From: The IESG <iesg-secretary@ietf.org>
To: IETF-Announce <ietf-announce@ietf.org>
Cc: RFC Editor <rfc-editor@rfc-editor.org>,
    uta mailing list <uta@ietf.org>,
    uta chair <uta-chairs@tools.ietf.org>
Subject: Protocol Action: 'Recommendations for Secure Use of TLS and DTLS' to Best Current Practice (draft-ietf-uta-tls-bcp-11.txt)

The IESG has approved the following document:
- 'Recommendations for Secure Use of TLS and DTLS'
  (draft-ietf-uta-tls-bcp-11.txt) as Best Current Practice

This document is the product of the Using TLS in Applications Working
Group.

The IESG contact persons are Pete Resnick and Barry Leiba.

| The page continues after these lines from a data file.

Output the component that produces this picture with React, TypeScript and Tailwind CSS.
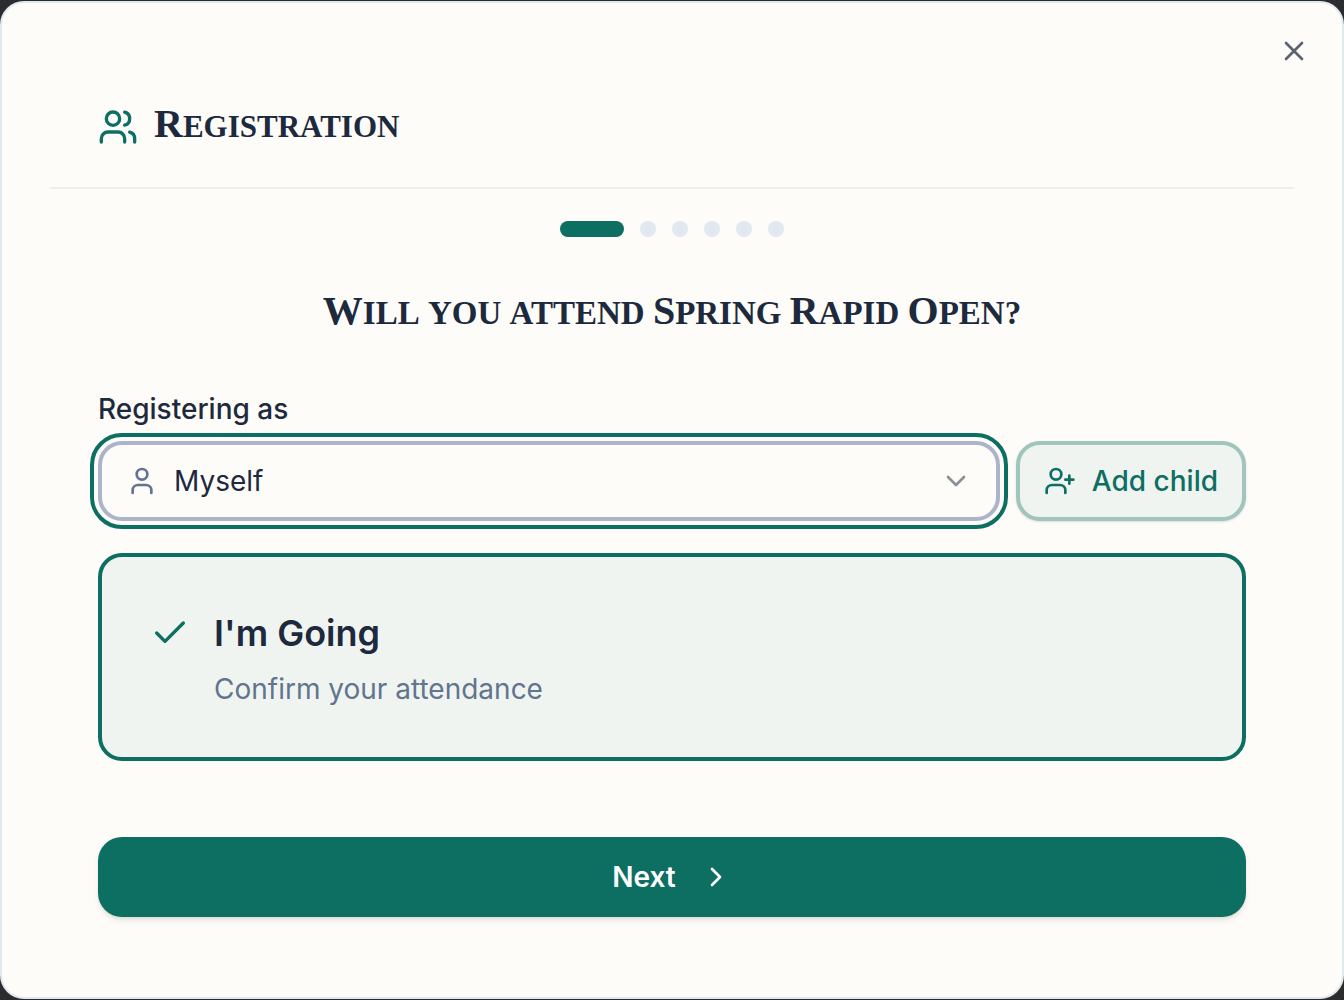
import { useState } from "react";
import { Check, ChevronDown, ChevronRight, User, UserPlus, Users, X } from "lucide-react";

const STEPS = ["attendance", "section", "byes", "contact", "payment", "review"];

interface DisplayWordsProps {
  text: string;
}

// Titles are set as capitals with a larger initial on each capitalised word
function DisplayWords({ text }: DisplayWordsProps) {
  return (
    <>
      {text.split(" ").map((word, i) => (
        <span key={word}>
          {i > 0 && " "}
          <span
            className={
              /^[A-Z]/.test(word)
                ? "inline-block uppercase first-letter:text-[40px] first-letter:leading-none"
                : "inline-block uppercase"
            }
          >
            {word}
          </span>
        </span>
      ))}
    </>
  );
}

function StepDots({ current }: { current: number }) {
  return (
    <div className="mt-8 flex justify-center gap-4">
      {STEPS.map((step, i) => (
        <span
          key={step}
          className={
            i === current
              ? "h-4 w-16 rounded-full bg-[#0d6e62]"
              : "size-4 rounded-full bg-slate-200"
          }
        />
      ))}
    </div>
  );
}

export default function App() {
  const [going, setGoing] = useState(true);

  return (
    <div className="min-h-screen bg-[#2b2c2e] py-px font-['Inter',sans-serif] text-slate-800">
      <main className="relative rounded-[24px] border-2 border-slate-200 bg-[#fdfcf9] px-12 pt-12 pb-20">
        <button
          type="button"
          aria-label="Close"
          className="absolute top-8 right-8 text-[#5b636e]"
        >
          <X className="size-8" />
        </button>

        <header className="flex items-center gap-4 border-b-2 border-[#eceff1] px-12 pt-12 pb-8">
          <Users className="size-10 text-[#0d6e62]" />
          <h1 className="font-['Liberation_Serif',serif] text-[31px] leading-[56px] font-bold">
            <DisplayWords text="Registration" />
          </h1>
        </header>

        <StepDots current={0} />

        <div className="px-12">
          <h2 className="mt-12 text-center font-['Liberation_Serif',serif] text-[33px] leading-[56px] font-bold">
            <DisplayWords text="Will you attend Spring Rapid Open?" />
          </h2>

          <label
            htmlFor="registrant"
            className="mt-12 block text-[28px] leading-10 font-medium"
          >
            Registering as
          </label>
          <div className="mt-3 flex gap-4">
            <div className="relative min-w-0 flex-1">
              <select
                id="registrant"
                className="h-20 w-full appearance-none rounded-[24px] border-4 border-[#abb4c9] bg-[#fdfcf9] pr-16 pl-18 text-[28px] outline-4 outline-offset-4 outline-[#0d6e62]"
              >
                <option>Myself</option>
              </select>
              <User className="pointer-events-none absolute top-6 left-7 size-8 text-slate-500" />
              <ChevronDown className="pointer-events-none absolute top-6 right-7 size-8 text-[#8b8f96]" />
            </div>
            <button
              type="button"
              className="flex h-20 items-center gap-4 rounded-[24px] border-4 border-[#9fc5bd] bg-[#eff4f0] px-6 text-[28px] font-medium text-[#0d6e62] shadow-sm"
            >
              <UserPlus className="size-8" />
              Add child
            </button>
          </div>

          <button
            type="button"
            aria-pressed={going}
            onClick={() => setGoing(!going)}
            className="mt-8 flex w-full items-start gap-6 rounded-[24px] border-4 border-[#0d6e62] bg-[#eff4f0] p-12 text-left"
          >
            <Check className="my-2 size-10 text-[#0d6e62]" />
            <span>
              <span className="block text-[36px] leading-[56px] font-semibold">I'm Going</span>
              <span className="mt-2 block text-[28px] leading-10 text-slate-500">
                Confirm your attendance
              </span>
            </span>
          </button>

          <button
            type="button"
            className="mt-19 flex h-20 w-full items-center justify-center gap-6 rounded-[24px] bg-[#0d6e62] text-[28px] font-semibold text-white shadow-md"
          >
            Next
            <ChevronRight className="size-8" />
          </button>
        </div>
      </main>
    </div>
  );
}
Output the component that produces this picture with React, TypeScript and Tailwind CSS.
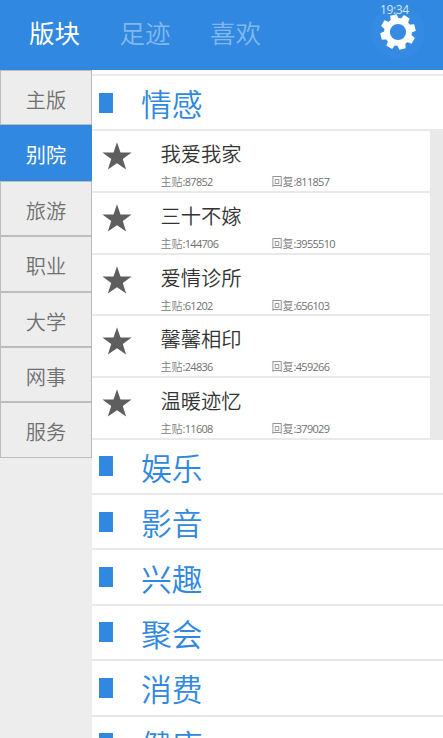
import { useState } from "react";
import clsx from "clsx";

const TABS = ["版块", "足迹", "喜欢"];

const CATEGORIES = ["主版", "别院", "旅游", "职业", "大学", "网事", "服务"];

const BOARDS = [
  { name: "我爱我家", posts: 87852, replies: 811857 },
  { name: "三十不嫁", posts: 144706, replies: 3955510 },
  { name: "爱情诊所", posts: 61202, replies: 656103 },
  { name: "馨馨相印", posts: 24836, replies: 459266 },
  { name: "温暖迹忆", posts: 11608, replies: 379029 },
];

const SECTIONS = ["情感", "娱乐", "影音", "兴趣", "聚会", "消费", "健康"];

const TEETH = [-15, 30, 75, 120, 165, 210, 255, 300];

function GearIcon() {
  return (
    <svg viewBox="-18 -18 36 36" className="w-9 h-9">
      <circle r="11" fill="none" stroke="white" strokeWidth="5.8" />
      {TEETH.map((angle) => (
        <path key={angle} d="M-4.2 -12 L-3.3 -17.6 H3.3 L4.2 -12 Z" fill="white" transform={`rotate(${angle})`} />
      ))}
    </svg>
  );
}

function StarIcon() {
  return (
    <svg viewBox="0 0 30 28" className="w-[30px] h-7 mt-px shrink-0">
      <path
        d="M15 0.3 L18.5 10.6 H29.6 L20.8 17 L24.1 27.5 L15 21.2 L5.9 27.5 L9.2 17 L0.4 10.6 H11.5 Z"
        fill="#5e5e5e"
      />
    </svg>
  );
}

function Count({ label, value, className }: { label: string; value: number; className?: string }) {
  return (
    <span className={clsx("text-[#808080]", className)}>
      {label}
      <span className="font-normal tracking-[-0.7px] text-[#707070]">:{value}</span>
    </span>
  );
}

function BoardRow({ name, posts, replies }: { name: string; posts: number; replies: number }) {
  return (
    <div className="flex h-[61.7px] border-b-2 border-[#e9e9e9] pl-[10px] pt-[10px]">
      <StarIcon />
      <div className="ml-[28.5px]">
        <div className="text-[20.3px] leading-[26px] text-[#333]">{name}</div>
        <div className="flex mt-[7px] text-[11px] leading-[16px]">
          <Count label="主贴" value={posts} className="w-[111px]" />
          <Count label="回复" value={replies} />
        </div>
      </div>
    </div>
  );
}

function SectionHeader({ title, onClick }: { title: string; onClick: () => void }) {
  return (
    <button onClick={onClick} className="flex items-center w-full h-[55.35px] border-b-2 border-[#e9e9e9] pl-[7px] text-left">
      <span className="w-[14px] h-5 bg-[#3088e0]" />
      <span className="ml-[28px] pt-[3px] text-[30.8px] leading-[40px] text-[#3088e0]">{title}</span>
    </button>
  );
}

export default function App() {
  const [tab, setTab] = useState("版块");
  const [category, setCategory] = useState("别院");
  const [open, setOpen] = useState("情感");

  return (
    <div className="flex flex-col w-[443px] h-[738px] overflow-hidden bg-white font-[350] font-['Open_Sans','Noto_Sans_CJK_SC',sans-serif]">
      <header className="relative flex h-[70px] shrink-0 bg-[#3088e0] pl-[29px] pt-[15px]">
        {TABS.map((t) => (
          <button
            key={t}
            onClick={() => setTab(t)}
            className={clsx(
              "w-[90.5px] h-9 text-left text-[25.5px] leading-[36px]",
              t === tab ? "text-white font-normal" : "text-[#83b8ed]",
            )}
          >
            {t}
          </button>
        ))}
        <button className="absolute left-[371px] top-[5px] flex items-center justify-center w-[54px] h-[54px] rounded-full bg-[#348be1]">
          <GearIcon />
        </button>
        <span className="absolute left-[380px] top-[3px] text-[12px] leading-[14px] font-normal tracking-[-0.4px] text-[#d3e6fa]">
          19:34
        </span>
      </header>

      <div className="flex flex-1 min-h-0">
        <nav className="w-[92px] shrink-0 bg-[#ededed]">
          {CATEGORIES.map((c) => (
            <button
              key={c}
              onClick={() => setCategory(c)}
              className={clsx(
                "block w-full h-[55.4px] border text-[20.2px] leading-[54px] pt-[2px]",
                c === category
                  ? "border-[#3088e0] bg-[#3088e0] text-white font-normal"
                  : "border-[#bcbcbc] text-[#707070]",
              )}
            >
              {c}
            </button>
          ))}
        </nav>

        <main className="flex-1 overflow-hidden pt-[4px]">
          <div className="border-t-2 border-[#eaeaea]">
            {SECTIONS.map((s) => (
              <div key={s}>
                <SectionHeader title={s} onClick={() => setOpen(s)} />
                {s === open && (
                  <div className="bg-[#e9e9e9] pr-[13px]">
                    <div className="bg-white">
                      {BOARDS.map((b) => (
                        <BoardRow key={b.name} {...b} />
                      ))}
                    </div>
                  </div>
                )}
              </div>
            ))}
          </div>
        </main>
      </div>
    </div>
  );
}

A URL of this Internet Draft is:
http://datatracker.ietf.org/doc/draft-ietf-uta-tls-bcp/


Ballot Text

Technical Summary

   This document provides guidance for implementing and using Transport
   Layer Security (TLS) and Datagram Transport Layer Security (DTLS)
   protocols in order to ensure authentication, confidentiality, and
   data integrity protection to communications exchanged over a broad
   range of application protocols that desire these properties. It is
   expected that applications' communities consult this document before
   stating application-specific recommendations on a case-by-case basis
   if needed.

Working Group Summary

   This document is requested to be published as a BCP. It lists and
   explains the rationale for the best existing practices known to
   protect against a growing number of security attacks against TLS and
   DTLS. (These attacks are documented in a companion document
   https://datatracker.ietf.org/doc/draft-ietf-uta-tls-attacks/).  For
   example, this document calls for the deployment of algorithms that
   are typically implemented by TLS and DTLS software, but not yet
   widely used by applications.

   There has been a strong consensus on the UTA list (and beyond) that
   the information in this document is extremely timely and valuable to
   the broad community and that the document needs to be published as
   soon as possible. Comments have been made about the applicability of
   this document after TLS 1.3 is published and deployed. A system that
   deploys TLS 1.3 will have fewer vulnerabilities than TLS 1.2 or
   below, but the strength of various algorithms and the feasibility of
   known and new attacks is a point-in-time statement. This document is
   likely to be updated after TLS 1.3 gets noticeable deployment.

Document Quality

   The document has been thoroughly reviewed by a long string of
   security and applications' experts for its content and readability.
   For reference, please see the year-long active discussion on the
   http://www.ietf.org/mail-archive/web/uta/current/maillist.html and
   the "Acknowledgements" section of the document. There has been a
   number of topics that generated extensive discussions on the list and
   resulting in a consensus. The exact choice of the recommended cipher
   suites has been discussed in length in order to find the right
   balance between achieving security and interoperability. The
   conclusion has been captured in section 4.2 of the document.
   Determining the requirements of a typical application using TLS or
   DTLS have been discussed at length and led to writing the
   "applicability statement" in section 5 of the document. As a result,
   applications that intentionally choose not to rely on the
   authentication, confidentiality, or data integrity properties
   provided by TLS and DTLS don't need to follow the recommendations of
   this document.  Specifically, the cases of "unauthenticated TLS" or
   "opportunistic security" are not covered in this document leaving the
   opportunity to write TLS/DTLS recommendations for these cases in the
   future.

   A recent concern has been expressed on the list that readers less
   involved in the IETF get confused by having four recommendations for
   using TLS/DTLS: the TLS spec, the Constrained Application Protocol
   (CoAP) spec, the UTA BCP (i.e., this document), and the DTLS Profile
   for Internet of Things
   (https://tools.ietf.org/html/draft-ietf-dice-profile-08). To address
   this concern, it is important to note that (1) this document doesn't
   profile neither TLS nor DTLS (e.g., it does not change their MTI
   algorithms); (2) IoT and CoAP define a particular application
   environment with its specific profile(s) to be followed by its
   community; and (3) we hope that CoAP and DICE community find the
   information captured in this document as a useful input to their work.

Personnel

   The document shepherd is Orit Levin.
   The responsible Area Director is Pete Resnick.